Above the noise of the tractor, one of the Palestinian farmers tells us that he heard that his neighbor, Rabbi Yitzhak Shapira, from Yitzhar, has permitted the killing of all non-Jews. Indeed, Shapira, head of the Od Yosef Hai yeshiva in Yitzhar (named for the biblical Joseph), recently published a book, “The King’s Torah,” in which he states that it is permissible to kill every gentile who constitutes a threat to the Jewish people, even if he is a child or an infant.

When Imran arrived to work his land early Thursday morning, he was appalled. It was, he says, “the height of frustration,” and adds: “After God, I rely only on my olive trees. These trees are no less than 70 years old. My great-great-grandfather planted them.”

Imran called everyone he could think of – the District Coordinations Offices, the International Red Cross, B’Tselem and Yesh Din – and also filed a complaint with the Israel Police at Ariel. Investigators came to the grove and took fingerprints, he says, but he has yet to receive confirmation of having submitted a report. Yesh Din is now handling his complaint.

An IDF jeep suddenly arrives to see what’s going on – just the kind of jeep that rarely shows up when the settlers go on a rampage.

A spokesman for the Shai (Samaria-Judea) District of the police stated in response: “On November 12, a resident of Burin complained that he noticed that 90 olive trees on his land had been chopped down.
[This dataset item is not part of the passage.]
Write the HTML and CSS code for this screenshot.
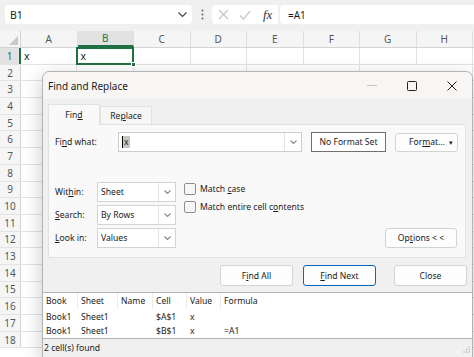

The damage was documented by the criminal investigations department at the site, and trackers scoured the area to find footprints. Testimonies were taken from two locals: the owner of the land and his worker. The police are conducting additional investigative activities, among them locating suspects and witnesses. The Samaria District police are also operating on the intelligence plane.”